On the evidence of this text, Fuchs lacks even an inkling of the nature of art and what is worth preserving in the experience of it. He actually wants ‘neutral media’. He does not understand the imaginative work of the artist, or the way in which he creates a transitional reality, neither objective nor subjective, through transforming his physical and conventional materials into a new and convincing whole. In short, Fuchs seems to lack even the most elementary insight into everything that I mean by aesthetic.
This is no small matter. ‘Renunciation of the aesthetic form’, wrote Marcuse, ‘is abdication of responsibility. It deprives art of the very form in which it can create that other reality within the established one—the cosmos of hope’. But Fuchs actively wishes to serve us up with an ‘art’ which can be looked at as if it were television, or read like a newspaper! If the Dutch want such a man to run one of their leading modern art museums, that seems largely a matter for the Dutch. But why was Fuchs invited to Britain to purchase for the Arts Council?
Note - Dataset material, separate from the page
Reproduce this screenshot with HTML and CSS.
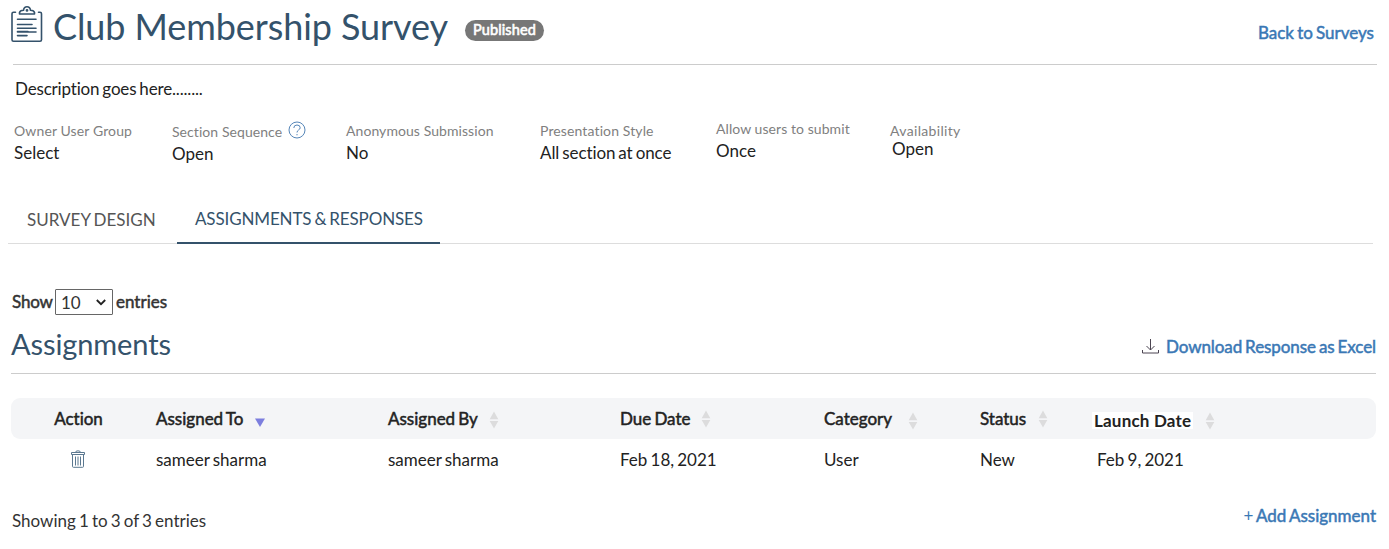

The Council still has not learned what a disaster it was in the early 1960s when art administrators started all that talk about waking up from ‘a long provincial doze’ and entering ‘the international lists’. The decision to invite Fuchs shows just how entrenched that sort of thinking still is. The historian, Edward Thompson, has recently argued that the true vandals of British laws, customs, and liberties in the 1970s were ‘not the raging revolutionaries of the “extreme Left” but Lord Hailsham, Mr Silkin, the judges in their ermine, the peers of the realm’, and so forth. Similarly, I am often convinced that the true vandals and philistines are habitues of 105 Piccadilly: it is for those of us who are dubbed the ‘extremists’, to uphold value and quality in art. Perhaps this is not surprising. As Marcuse pointed out, the aesthetic and subjective aspects of art constitute ‘an antagonistic force in capitalist society’.